[WHAT TO PRODUCE]
Transcribe every entry word for word, leaving out all images.

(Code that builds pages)
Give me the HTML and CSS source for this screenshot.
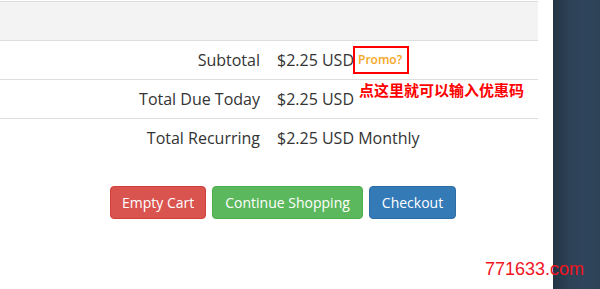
FILE: index.html
```html
<!DOCTYPE html>
<html lang="en">
<head>
    <meta charset="UTF-8">
    <title>Cart Totals</title>
    <link rel="stylesheet" href="styles.css">
</head>
<body>
    <div class="page">
        <div class="cart">
            <div class="cart-head"></div>
            <div class="total-row">
                <span class="total-label">Subtotal</span>
                <span class="total-value">$2.25 USD<a class="promo">Promo?</a></span>
            </div>
            <div class="total-row">
                <span class="total-label">Total Due Today</span>
                <span class="total-value">$2.25 USD</span>
            </div>
            <div class="total-row last">
                <span class="total-label">Total Recurring</span>
                <span class="total-value">$2.25 USD Monthly</span>
            </div>

            <div class="cart-actions">
                <button class="btn btn-danger">Empty Cart</button>
                <button class="btn btn-success">Continue Shopping</button>
                <button class="btn btn-primary">Checkout</button>
            </div>

            <!-- annotation drawn over the screenshot -->
            <div class="note">点这里就可以输入优惠码</div>
        </div>
        <div class="sidebar"></div>
    </div>
    <div class="watermark">771633.com</div>
</body>
</html>
```

FILE: styles.css
```css
body, html {
    margin: 0;
    padding: 0;
    width: 100%;
    height: 100%;
    background: #fff;
    font-family: 'Open Sans', 'Liberation Sans', sans-serif;
    color: #333;
    overflow: hidden;
}

body {
    position: relative;
}

.page {
    display: flex;
    gap: 15px;
    height: 100%;
}

/* Cart totals */
.cart {
    position: relative;
    width: 538px;
    padding-top: 1px;
}

.cart-head {
    height: 38px;
    background-color: #f3f3f3;
    border-top: 1px solid #dddddd;
    border-bottom: 1px solid #dddddd;
}

.total-row {
    display: flex;
    font-size: 16px;
    line-height: 22px;
    border-bottom: 1px solid #dddddd;
}

.total-row.last {
    border-bottom: none;
}

.total-label {
    width: 260px;
    text-align: right;
    padding: 8px 0;
}

.total-value {
    padding: 8px 0 8px 17px;
    white-space: nowrap;
}

.promo {
    display: inline-block;
    margin: -3px 0 -3px -1px;
    padding: 3px 5px 3px 3px;
    border: 2px solid #ff0000;
    color: #f5a623;
    font-size: 12px;
    font-weight: 600;
    line-height: 18px;
    vertical-align: top;
}

/* Buttons */
.cart-actions {
    display: flex;
    gap: 6px;
    padding: 29px 0 0 110px;
}

.btn {
    font-family: 'Open Sans', 'Liberation Sans', sans-serif;
    font-size: 14px;
    line-height: 19px;
    padding: 6px 12px;
    border: 1px solid transparent;
    border-radius: 4px;
    color: #fff;
    cursor: pointer;
}

.btn-danger {
    padding: 6px 11px;
    background-color: #d9534f;
    border-color: #d43f3a;
}

.btn-success {
    background-color: #5cb85c;
    border-color: #4cae4c;
}

.btn-primary {
    background-color: #337ab7;
    border-color: #2e6da4;
}

.note {
    position: absolute;
    left: 359px;
    top: 80px;
    color: #ff0000;
    font-family: 'Noto Sans CJK SC', sans-serif;
    font-size: 15px;
    font-weight: bold;
    line-height: 20px;
}

/* Dark sidebar */
.sidebar {
    flex: 1;
    background: linear-gradient(to right, #233444, #2d4257 35%, #2f455b 70%, #2d4257);
}

.watermark {
    position: absolute;
    left: 485px;
    top: 258px;
    color: #f0141e;
    font-family: 'Liberation Sans', Arial, sans-serif;
    font-size: 18px;
    line-height: 22px;
}
```
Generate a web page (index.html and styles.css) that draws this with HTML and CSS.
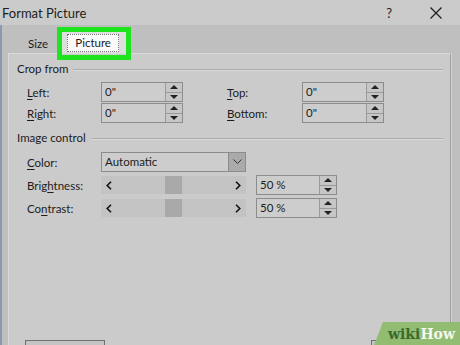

[SOLUTION TO THIS PROBLEM]
Give me the HTML and CSS source for this screenshot.
FILE: index.html
```html
<!DOCTYPE html>
<html lang="en">
<head>
    <meta charset="UTF-8">
    <title>Cart Totals</title>
    <link rel="stylesheet" href="styles.css">
</head>
<body>
    <div class="page">
        <div class="cart">
            <div class="cart-head"></div>
            <div class="total-row">
                <span class="total-label">Subtotal</span>
                <span class="total-value">$2.25 USD<a class="promo">Promo?</a></span>
            </div>
            <div class="total-row">
                <span class="total-label">Total Due Today</span>
                <span class="total-value">$2.25 USD</span>
            </div>
            <div class="total-row last">
                <span class="total-label">Total Recurring</span>
                <span class="total-value">$2.25 USD Monthly</span>
            </div>

            <div class="cart-actions">
                <button class="btn btn-danger">Empty Cart</button>
                <button class="btn btn-success">Continue Shopping</button>
                <button class="btn btn-primary">Checkout</button>
            </div>

            <!-- annotation drawn over the screenshot -->
            <div class="note">点这里就可以输入优惠码</div>
        </div>
        <div class="sidebar"></div>
    </div>
    <div class="watermark">771633.com</div>
</body>
</html>
```

FILE: styles.css
```css
body, html {
    margin: 0;
    padding: 0;
    width: 100%;
    height: 100%;
    background: #fff;
    font-family: 'Open Sans', 'Liberation Sans', sans-serif;
    color: #333;
    overflow: hidden;
}

body {
    position: relative;
}

.page {
    display: flex;
    gap: 15px;
    height: 100%;
}

/* Cart totals */
.cart {
    position: relative;
    width: 538px;
    padding-top: 1px;
}

.cart-head {
    height: 38px;
    background-color: #f3f3f3;
    border-top: 1px solid #dddddd;
    border-bottom: 1px solid #dddddd;
}

.total-row {
    display: flex;
    font-size: 16px;
    line-height: 22px;
    border-bottom: 1px solid #dddddd;
}

.total-row.last {
    border-bottom: none;
}

.total-label {
    width: 260px;
    text-align: right;
    padding: 8px 0;
}

.total-value {
    padding: 8px 0 8px 17px;
    white-space: nowrap;
}

.promo {
    display: inline-block;
    margin: -3px 0 -3px -1px;
    padding: 3px 5px 3px 3px;
    border: 2px solid #ff0000;
    color: #f5a623;
    font-size: 12px;
    font-weight: 600;
    line-height: 18px;
    vertical-align: top;
}

/* Buttons */
.cart-actions {
    display: flex;
    gap: 6px;
    padding: 29px 0 0 110px;
}

.btn {
    font-family: 'Open Sans', 'Liberation Sans', sans-serif;
    font-size: 14px;
    line-height: 19px;
    padding: 6px 12px;
    border: 1px solid transparent;
    border-radius: 4px;
    color: #fff;
    cursor: pointer;
}

.btn-danger {
    padding: 6px 11px;
    background-color: #d9534f;
    border-color: #d43f3a;
}

.btn-success {
    background-color: #5cb85c;
    border-color: #4cae4c;
}

.btn-primary {
    background-color: #337ab7;
    border-color: #2e6da4;
}

.note {
    position: absolute;
    left: 359px;
    top: 80px;
    color: #ff0000;
    font-family: 'Noto Sans CJK SC', sans-serif;
    font-size: 15px;
    font-weight: bold;
    line-height: 20px;
}

/* Dark sidebar */
.sidebar {
    flex: 1;
    background: linear-gradient(to right, #233444, #2d4257 35%, #2f455b 70%, #2d4257);
}

.watermark {
    position: absolute;
    left: 485px;
    top: 258px;
    color: #f0141e;
    font-family: 'Liberation Sans', Arial, sans-serif;
    font-size: 18px;
    line-height: 22px;
}
```
Generate a web page (index.html and styles.css) that draws this with HTML and CSS.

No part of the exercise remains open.